Unfortunately the mainstream media tends to neglect the local, private entities (i.e. family, churches, civic organizations, business and community leaders, etc.) which truly form the building blocks of society and the culture. The more the media focuses on the State and political power, the more society forgets the importance of the core cultural institutions at the local level. Instead the State becomes the end-all/be-all solution to our problems. To combat this, we must all remain aware of this tendency within the media to over-emphasize politics, and we must counteract it by shaping the culture in a Christian spirit. We must bring our faith to bear on the culture and give back to our families, churches, and local organizations the power they once held.

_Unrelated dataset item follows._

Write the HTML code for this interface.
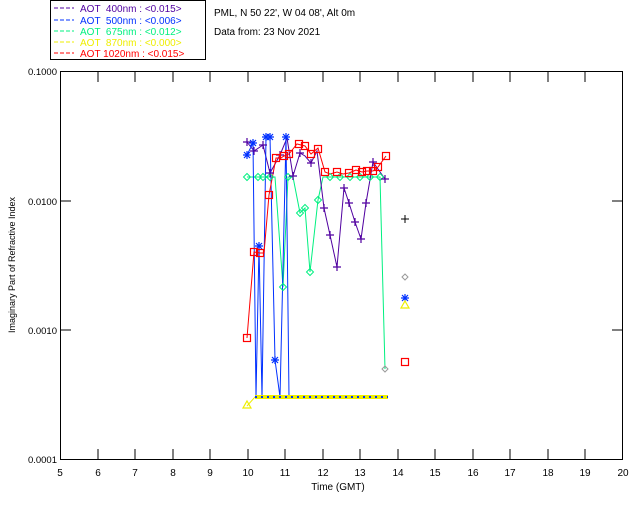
<!DOCTYPE html>
<html><head><style>
html,body{margin:0;padding:0;background:#fff;width:640px;height:512px;overflow:hidden}
svg{display:block;font-family:"Liberation Sans","DejaVu Sans",sans-serif;font-size:10px}
</style></head><body>
<svg width="640" height="512" viewBox="0 0 640 512" xmlns="http://www.w3.org/2000/svg">
<defs>
<g id="sq"><rect x="-3.5" y="-3.5" width="7" height="7" fill="none" stroke="#f00" stroke-width="1.2"/></g>
<g id="dm"><path d="M0,-3.5 L3.5,0 L0,3.5 L-3.5,0Z" fill="none" stroke="#00f080" stroke-width="1"/></g>
<g id="dmg"><path d="M0,-3 L3,0 L0,3 L-3,0Z" fill="none" stroke="#999" stroke-width="1"/></g>
<g id="pl"><path d="M-4,0H4M0,-4V4" stroke="#5000a0" stroke-width="1.2"/></g>
<g id="pk"><path d="M-4,0H4M0,-4V4" stroke="#000" stroke-width="1"/></g>
<g id="as"><path d="M-4,0H4M0,-4V4M-3,-3L3,3M-3,3L3,-3" stroke="#0030ff" stroke-width="1.2"/></g>
<g id="tr"><path d="M0,-4 L4,3 L-4,3Z" fill="none" stroke="#ee0" stroke-width="1.2"/></g>
</defs>
<!-- legend -->
<rect x="50.5" y="0.5" width="155" height="59" fill="none" stroke="#000"/>
<g font-size="10">
<line x1="54" y1="8" x2="74" y2="8" stroke="#5000a0" stroke-dasharray="4,2"/><text x="80" y="12" fill="#5000a0" xml:space="preserve">AOT  400nm : &lt;0.015&gt;</text>
<line x1="54" y1="20" x2="74" y2="20" stroke="#0030ff" stroke-dasharray="4,2"/><text x="80" y="24" fill="#0030ff" xml:space="preserve">AOT  500nm : &lt;0.006&gt;</text>
<line x1="54" y1="31" x2="74" y2="31" stroke="#00f080" stroke-dasharray="4,2"/><text x="80" y="35" fill="#00f080" xml:space="preserve">AOT  675nm : &lt;0.012&gt;</text>
<line x1="54" y1="42" x2="74" y2="42" stroke="#ee0" stroke-dasharray="4,2"/><text x="80" y="46" fill="#ee0" xml:space="preserve">AOT  870nm : &lt;0.000&gt;</text>
<line x1="54" y1="53" x2="74" y2="53" stroke="#f00" stroke-dasharray="4,2"/><text x="80" y="57" fill="#f00" xml:space="preserve">AOT 1020nm : &lt;0.015&gt;</text>
</g>
<text x="214" y="16" fill="#000">PML, N 50 22', W 04 08', Alt 0m</text>
<text x="214" y="35" fill="#000">Data from: 23 Nov 2021</text>
<!-- axes -->
<rect x="60.5" y="71.5" width="562" height="388" fill="none" stroke="#000"/>
<g stroke="#000">
<path d="M98,72v10M135,72v10M173,72v10M210,72v10M248,72v10M285,72v10M323,72v10M360,72v10M398,72v10M435,72v10M473,72v10M510,72v10M548,72v10M585,72v10"/>
<path d="M98,459v-10M135,459v-10M173,459v-10M210,459v-10M248,459v-10M285,459v-10M323,459v-10M360,459v-10M398,459v-10M435,459v-10M473,459v-10M510,459v-10M548,459v-10M585,459v-10"/>
<path d="M61,201h10M61,330h10M622,201h-10M622,330h-10"/>
</g>
<g fill="#000" text-anchor="end" font-size="9.5">
<text x="57" y="75">0.1000</text><text x="57" y="205">0.0100</text><text x="57" y="334">0.0010</text><text x="57" y="463">0.0001</text>
</g>
<g fill="#000" text-anchor="middle">
<text x="60" y="476">5</text><text x="98" y="476">6</text><text x="135" y="476">7</text><text x="173" y="476">8</text><text x="210" y="476">9</text><text x="248" y="476">10</text><text x="285" y="476">11</text><text x="323" y="476">12</text><text x="360" y="476">13</text><text x="398" y="476">14</text><text x="435" y="476">15</text><text x="473" y="476">16</text><text x="510" y="476">17</text><text x="548" y="476">18</text><text x="585" y="476">19</text><text x="623" y="476">20</text>
<text x="338" y="490">Time (GMT)</text>
<text transform="translate(15,265) rotate(-90)" font-size="9">Imaginary Part of Refractive Index</text>
</g>
<!-- series -->
<polyline fill="none" stroke="#00f080" points="247,177 258,177 263,177 270,177 275,177 283,287 288,177 293,177 300,213 305,208 310,272 318,200 323,177 330,177 340,177 350,177 360,177 370,177 380,177 385,369"/>
<polyline fill="none" stroke="#5000a0" points="247,142 254,151 263,145 270,173 280,155 287,138 293,176 300,153 305,156 311,163 317,151 324,208 330,235 337,267 344,188 349,203 355,222 361,239 366,203 373,162 385,179"/>
<polyline fill="none" stroke="#0030ff" points="247,155 253,143 256,397 259,246 262,397 266,137 270,137 275,360 280,397 286,137 289,397 388,397"/>
<polyline fill="none" stroke="#ee0" points="247,406 255,397 388,397"/>
<polyline fill="none" stroke="#f00" points="247,338 254,252 260,253 264,253 269,195 276,158 281,158 284,156 289,154 297,144 305,146 311,154 318,148 325,172 330,174 337,172 343,174 349,173 356,170 362,172 367,171 373,171 378,167 386,156"/>
<!-- markers -->
<g>
<use href="#dm" x="247" y="177"/><use href="#dm" x="258" y="177"/><use href="#dm" x="263" y="177"/><use href="#dm" x="270" y="177"/><use href="#dm" x="283" y="287"/><use href="#dm" x="288" y="177"/><use href="#dm" x="300" y="213"/><use href="#dm" x="305" y="208"/><use href="#dm" x="310" y="272"/><use href="#dm" x="318" y="200"/><use href="#dm" x="330" y="177"/><use href="#dm" x="340" y="177"/><use href="#dm" x="350" y="177"/><use href="#dm" x="360" y="177"/><use href="#dm" x="370" y="177"/><use href="#dm" x="380" y="177"/><use href="#dmg" x="385" y="369"/><use href="#dmg" x="405" y="277"/>
<use href="#pl" x="247" y="142"/><use href="#pl" x="254" y="151"/><use href="#pl" x="263" y="145"/><use href="#pl" x="270" y="173"/><use href="#pl" x="280" y="155"/><use href="#pl" x="293" y="176"/><use href="#pl" x="300" y="153"/><use href="#pl" x="311" y="163"/><use href="#pl" x="324" y="208"/><use href="#pl" x="330" y="235"/><use href="#pl" x="337" y="267"/><use href="#pl" x="344" y="188"/><use href="#pl" x="349" y="203"/><use href="#pl" x="355" y="222"/><use href="#pl" x="361" y="239"/><use href="#pl" x="366" y="203"/><use href="#pl" x="373" y="162"/><use href="#pl" x="385" y="179"/><use href="#pk" x="405" y="219"/>
<use href="#as" x="247" y="155"/><use href="#as" x="253" y="143"/><use href="#as" x="259" y="246"/><use href="#as" x="266" y="137"/><use href="#as" x="270" y="137"/><use href="#as" x="275" y="360"/><use href="#as" x="286" y="137"/><use href="#as" x="405" y="298"/>
<use href="#tr" x="247" y="405"/><use href="#tr" x="405" y="305"/>
<use href="#sq" x="247" y="338"/><use href="#sq" x="254" y="252"/><use href="#sq" x="260" y="253"/><use href="#sq" x="269" y="195"/><use href="#sq" x="276" y="158"/><use href="#sq" x="284" y="156"/><use href="#sq" x="289" y="154"/><use href="#sq" x="299" y="144"/><use href="#sq" x="305" y="146"/><use href="#sq" x="311" y="154"/><use href="#sq" x="318" y="149"/><use href="#sq" x="325" y="172"/><use href="#sq" x="337" y="172"/><use href="#sq" x="349" y="173"/><use href="#sq" x="356" y="170"/><use href="#sq" x="362" y="172"/><use href="#sq" x="367" y="171"/><use href="#sq" x="373" y="171"/><use href="#sq" x="378" y="167"/><use href="#sq" x="386" y="156"/><use href="#sq" x="405" y="362"/>
</g>
<path d="M255,397 H388" stroke="#ee0" stroke-width="4"/>
<path d="M255,397 H388" stroke="#0030ff" stroke-width="2" stroke-dasharray="2,4"/>
</svg>
</body></html>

As a happy coincidence, after posting this piece on the power of media-driven politics, I attended a Mass where the celebrant preached along a very similar vein. As inspiration for his homily he focused on the Second Reading for this Sunday from Revelation (21:10-14; 22-23). Specifically, he zeroed in on the following verses:
“The angel took me in spirit to a great, high mountain and showed me the holy city Jerusalem coming down out of heaven from God...The wall of the city had twelve courses of stones as its foundation, on which were inscribed the twelve names of the twelve apostles of the Lamb...I saw no temple in the city for its temple is the Lord God almighty and the Lamb.”
Our priest pointed out that the New Jerusalem descends from Heaven – that is, from God – because we are unable to build the City for ourselves. This Heavenly Jerusalem is built on the foundation of the Twelve Apostles – which is to say, on their preaching, and on their testimony concerning Christ and God’s revelation of Himself to mankind. There is no Temple in the City because Jesus (the true Temple of God) dwells in the New Jerusalem with His people. In the Heavenly Jerusalem, the “Body of Christ” (the Church) will be complete and our worship will be truly IN Christ. There will be no need of a Temple apart from Him.
Our priest went on to explain that for centuries Christians have seen in this description of the New Jerusalem a pattern on which to model our own governments. In our political structures we must recognize God’s power and authority in our lives, and that we owe everything to Him. We must have as our foundation an acknowledgment of God’s Revelation of Himself. We must realize that God dwells in each of us and therefore every human life is sacred and all persons must be treated equally.
Father then mentioned our founding documents as an example of this historic pattern. Especially in the Declaration of Independence, our nation was established with the idea that we owe our existence and our freedom to a sovereign God, and traditionally we have professed as a nation, “In God we trust.” Our rights come from a Creator and are not generated by politicians or government mandate. At one time our nation respected the sanctity of marriage and of life, and the importance of family, because all of these things come from God. Our government “of the people, by the people, and for the people” was established by a people of God and apart from Him our system will not succeed.
When too much power is granted to politicians and to the State, the fundamental structures within society can come under attack, as government assumes more and more power unto itself. Aided by the media, political power has grown so large as to threaten the family, attack the life of the unborn, and re-shape cultural norms that were once considered unalterable. We now turn to political power as the solution to problems that were once solved by “love of neighbor.” Love has been replaced by bureaucracy. We now assume that government programs can solve every injustice, yet our government has become alienated from the Author of Justice Himself.
Our priest ended his homily with a final thought… In the face of this political distortion we must insist on a return to God as the source of our rights and our freedom and as the foundation of our model of government. “To do so is not only the right thing to do as a faithful Christian, but also as a faithful American.”